Cloud-9 might not always remain starless. It could merge with another halo to reach a critical mass “where gravity finally wins, causing the gas to collapse and ignite stars,” Benítez-Llambay says. On the flip side, the cloud could easily be dispersed entirely by interactions with other galaxies. In fact, the VLA data showed that the cloud’s outer layers have already been perturbed and tugged at by the nearby M94 spiral galaxy. If the two come any closer, wind and gas in M94’s surroundings could strip away Cloud 9’s gas entirely.

“I think that the argument they bring is fairly convincing,” Schaller says. He adds that with the distorted features revealed by the VLA observations, Cloud 9 is “not, maybe, as round as they could’ve wished” for a RELHIC. “But there could be good reasons for it,” he adds, accepting their explanation of stripping from M94: “It’s close to another galaxy, so maybe it gets deformed.”

RELHICs like these can also probe the very nature of dark matter itself. The prevailing theory of dark matter predicts that such starless haloes should exist. Finding Cloud 9 confirms that astronomers are on the right track.

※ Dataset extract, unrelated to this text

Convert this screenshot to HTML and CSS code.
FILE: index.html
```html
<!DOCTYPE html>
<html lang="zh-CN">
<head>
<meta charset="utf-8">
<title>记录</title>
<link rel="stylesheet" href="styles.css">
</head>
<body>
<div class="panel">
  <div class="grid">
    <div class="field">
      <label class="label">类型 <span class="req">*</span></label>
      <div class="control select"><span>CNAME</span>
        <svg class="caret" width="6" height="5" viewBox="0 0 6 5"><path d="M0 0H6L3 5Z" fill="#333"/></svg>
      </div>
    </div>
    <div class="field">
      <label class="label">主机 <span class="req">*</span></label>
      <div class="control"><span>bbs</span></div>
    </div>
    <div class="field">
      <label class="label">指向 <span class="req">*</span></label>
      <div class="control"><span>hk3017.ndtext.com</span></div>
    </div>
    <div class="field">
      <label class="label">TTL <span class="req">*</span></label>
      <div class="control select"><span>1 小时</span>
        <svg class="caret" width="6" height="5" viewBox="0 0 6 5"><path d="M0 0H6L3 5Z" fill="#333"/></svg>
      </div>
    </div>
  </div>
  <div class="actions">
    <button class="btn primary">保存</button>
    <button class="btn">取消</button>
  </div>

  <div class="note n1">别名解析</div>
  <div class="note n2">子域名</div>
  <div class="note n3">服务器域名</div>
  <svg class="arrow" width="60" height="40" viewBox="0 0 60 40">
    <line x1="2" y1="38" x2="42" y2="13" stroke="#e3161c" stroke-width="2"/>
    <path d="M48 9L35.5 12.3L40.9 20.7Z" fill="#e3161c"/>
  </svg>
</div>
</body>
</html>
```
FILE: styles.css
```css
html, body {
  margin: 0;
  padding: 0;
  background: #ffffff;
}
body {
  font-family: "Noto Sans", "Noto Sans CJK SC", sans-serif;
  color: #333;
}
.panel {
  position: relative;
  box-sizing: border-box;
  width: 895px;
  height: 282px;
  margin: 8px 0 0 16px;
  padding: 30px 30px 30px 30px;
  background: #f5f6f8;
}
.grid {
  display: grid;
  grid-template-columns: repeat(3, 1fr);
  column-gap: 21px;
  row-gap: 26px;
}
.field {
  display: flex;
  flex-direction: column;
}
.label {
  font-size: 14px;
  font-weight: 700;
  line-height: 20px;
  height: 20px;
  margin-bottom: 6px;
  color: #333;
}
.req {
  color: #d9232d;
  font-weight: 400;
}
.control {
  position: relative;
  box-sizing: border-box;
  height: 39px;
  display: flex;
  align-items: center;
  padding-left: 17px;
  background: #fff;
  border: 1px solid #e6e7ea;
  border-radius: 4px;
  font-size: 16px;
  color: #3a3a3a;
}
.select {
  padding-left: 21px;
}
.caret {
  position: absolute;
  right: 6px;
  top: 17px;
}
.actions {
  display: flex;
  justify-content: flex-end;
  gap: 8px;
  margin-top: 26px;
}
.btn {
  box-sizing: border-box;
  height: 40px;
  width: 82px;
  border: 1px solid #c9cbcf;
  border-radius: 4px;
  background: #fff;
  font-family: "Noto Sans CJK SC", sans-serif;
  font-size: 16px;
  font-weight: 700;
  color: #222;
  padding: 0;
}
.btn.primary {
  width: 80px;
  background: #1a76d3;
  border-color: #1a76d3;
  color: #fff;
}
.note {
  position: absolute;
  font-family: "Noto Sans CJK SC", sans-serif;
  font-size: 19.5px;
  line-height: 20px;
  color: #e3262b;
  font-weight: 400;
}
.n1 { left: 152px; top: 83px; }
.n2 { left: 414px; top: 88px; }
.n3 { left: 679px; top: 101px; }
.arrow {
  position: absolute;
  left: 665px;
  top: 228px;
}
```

Finding more RELHICs will help astronomers pin down the nature of dark matter, since different types of dark matter particles would result in different structures. For example, some scenarios produce a dense core at the center of the halos, which would in turn affect the density of hydrogen gas in the RELHICs. “They could be very nice laboratories for understanding the properties of dark matter,” Schaller says.

The team is attempting to map out where else these starless halos could be hiding in the local cosmic neighborhood using radio surveys, which could search for gas clouds too massive to be held together without dark matter. Follow-up observations with Hubble or the James Webb Space Telescope could also rule out even small numbers of stars.

Finding more RELHICs will help illuminate just how dark matter came together to form galaxies in the early universe — by revealing when it didn’t.